__Information supplied__.
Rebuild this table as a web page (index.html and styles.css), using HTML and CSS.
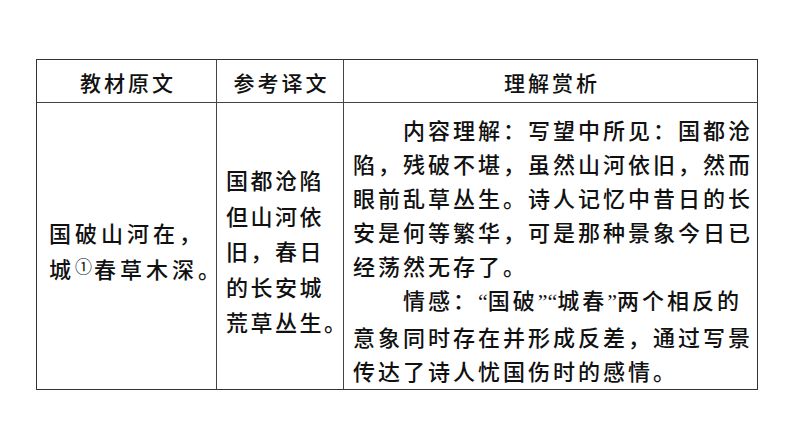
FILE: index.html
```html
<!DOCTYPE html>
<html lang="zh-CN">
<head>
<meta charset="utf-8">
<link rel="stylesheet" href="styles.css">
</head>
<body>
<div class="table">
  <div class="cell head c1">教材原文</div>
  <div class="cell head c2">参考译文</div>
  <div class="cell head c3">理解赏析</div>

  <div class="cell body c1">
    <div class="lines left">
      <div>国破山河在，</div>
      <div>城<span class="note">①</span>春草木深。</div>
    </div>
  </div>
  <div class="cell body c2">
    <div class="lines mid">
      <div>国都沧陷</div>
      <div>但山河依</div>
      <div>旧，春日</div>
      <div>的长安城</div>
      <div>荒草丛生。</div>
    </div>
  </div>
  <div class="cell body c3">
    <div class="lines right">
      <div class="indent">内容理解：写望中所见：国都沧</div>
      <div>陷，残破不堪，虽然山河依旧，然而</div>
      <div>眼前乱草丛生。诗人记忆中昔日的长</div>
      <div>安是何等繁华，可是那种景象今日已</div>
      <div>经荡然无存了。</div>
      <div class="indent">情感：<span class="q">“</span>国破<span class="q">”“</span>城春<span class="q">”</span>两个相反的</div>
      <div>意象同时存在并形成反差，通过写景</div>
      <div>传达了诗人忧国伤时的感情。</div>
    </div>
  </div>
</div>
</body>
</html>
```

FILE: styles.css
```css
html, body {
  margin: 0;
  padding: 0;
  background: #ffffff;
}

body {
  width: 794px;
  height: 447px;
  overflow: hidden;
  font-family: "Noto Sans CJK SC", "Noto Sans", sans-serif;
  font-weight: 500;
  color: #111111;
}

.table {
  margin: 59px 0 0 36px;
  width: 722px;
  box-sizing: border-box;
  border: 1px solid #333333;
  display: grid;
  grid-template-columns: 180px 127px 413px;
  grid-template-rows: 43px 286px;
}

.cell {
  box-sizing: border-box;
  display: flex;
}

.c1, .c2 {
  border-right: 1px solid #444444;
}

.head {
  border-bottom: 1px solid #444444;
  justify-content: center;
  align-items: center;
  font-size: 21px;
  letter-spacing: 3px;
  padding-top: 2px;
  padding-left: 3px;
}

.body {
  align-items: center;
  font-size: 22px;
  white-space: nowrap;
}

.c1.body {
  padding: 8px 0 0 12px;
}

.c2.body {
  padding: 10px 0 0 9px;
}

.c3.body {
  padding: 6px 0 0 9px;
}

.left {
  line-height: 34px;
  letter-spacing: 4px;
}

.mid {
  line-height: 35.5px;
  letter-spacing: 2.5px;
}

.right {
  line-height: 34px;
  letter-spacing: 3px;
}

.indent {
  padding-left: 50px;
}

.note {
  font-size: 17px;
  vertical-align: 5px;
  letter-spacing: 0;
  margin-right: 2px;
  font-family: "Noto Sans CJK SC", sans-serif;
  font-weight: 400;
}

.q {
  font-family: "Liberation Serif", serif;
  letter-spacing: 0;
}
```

__Task goal__. Each line of the data is to be duplicated exactly; pictures stay out of the copy.

__Problem solution__.
Rebuild this table as a web page (index.html and styles.css), using HTML and CSS.
FILE: index.html
```html
<!DOCTYPE html>
<html lang="zh-CN">
<head>
<meta charset="utf-8">
<link rel="stylesheet" href="styles.css">
</head>
<body>
<div class="table">
  <div class="cell head c1">教材原文</div>
  <div class="cell head c2">参考译文</div>
  <div class="cell head c3">理解赏析</div>

  <div class="cell body c1">
    <div class="lines left">
      <div>国破山河在，</div>
      <div>城<span class="note">①</span>春草木深。</div>
    </div>
  </div>
  <div class="cell body c2">
    <div class="lines mid">
      <div>国都沧陷</div>
      <div>但山河依</div>
      <div>旧，春日</div>
      <div>的长安城</div>
      <div>荒草丛生。</div>
    </div>
  </div>
  <div class="cell body c3">
    <div class="lines right">
      <div class="indent">内容理解：写望中所见：国都沧</div>
      <div>陷，残破不堪，虽然山河依旧，然而</div>
      <div>眼前乱草丛生。诗人记忆中昔日的长</div>
      <div>安是何等繁华，可是那种景象今日已</div>
      <div>经荡然无存了。</div>
      <div class="indent">情感：<span class="q">“</span>国破<span class="q">”“</span>城春<span class="q">”</span>两个相反的</div>
      <div>意象同时存在并形成反差，通过写景</div>
      <div>传达了诗人忧国伤时的感情。</div>
    </div>
  </div>
</div>
</body>
</html>
```

FILE: styles.css
```css
html, body {
  margin: 0;
  padding: 0;
  background: #ffffff;
}

body {
  width: 794px;
  height: 447px;
  overflow: hidden;
  font-family: "Noto Sans CJK SC", "Noto Sans", sans-serif;
  font-weight: 500;
  color: #111111;
}

.table {
  margin: 59px 0 0 36px;
  width: 722px;
  box-sizing: border-box;
  border: 1px solid #333333;
  display: grid;
  grid-template-columns: 180px 127px 413px;
  grid-template-rows: 43px 286px;
}

.cell {
  box-sizing: border-box;
  display: flex;
}

.c1, .c2 {
  border-right: 1px solid #444444;
}

.head {
  border-bottom: 1px solid #444444;
  justify-content: center;
  align-items: center;
  font-size: 21px;
  letter-spacing: 3px;
  padding-top: 2px;
  padding-left: 3px;
}

.body {
  align-items: center;
  font-size: 22px;
  white-space: nowrap;
}

.c1.body {
  padding: 8px 0 0 12px;
}

.c2.body {
  padding: 10px 0 0 9px;
}

.c3.body {
  padding: 6px 0 0 9px;
}

.left {
  line-height: 34px;
  letter-spacing: 4px;
}

.mid {
  line-height: 35.5px;
  letter-spacing: 2.5px;
}

.right {
  line-height: 34px;
  letter-spacing: 3px;
}

.indent {
  padding-left: 50px;
}

.note {
  font-size: 17px;
  vertical-align: 5px;
  letter-spacing: 0;
  margin-right: 2px;
  font-family: "Noto Sans CJK SC", sans-serif;
  font-weight: 400;
}

.q {
  font-family: "Liberation Serif", serif;
  letter-spacing: 0;
}
```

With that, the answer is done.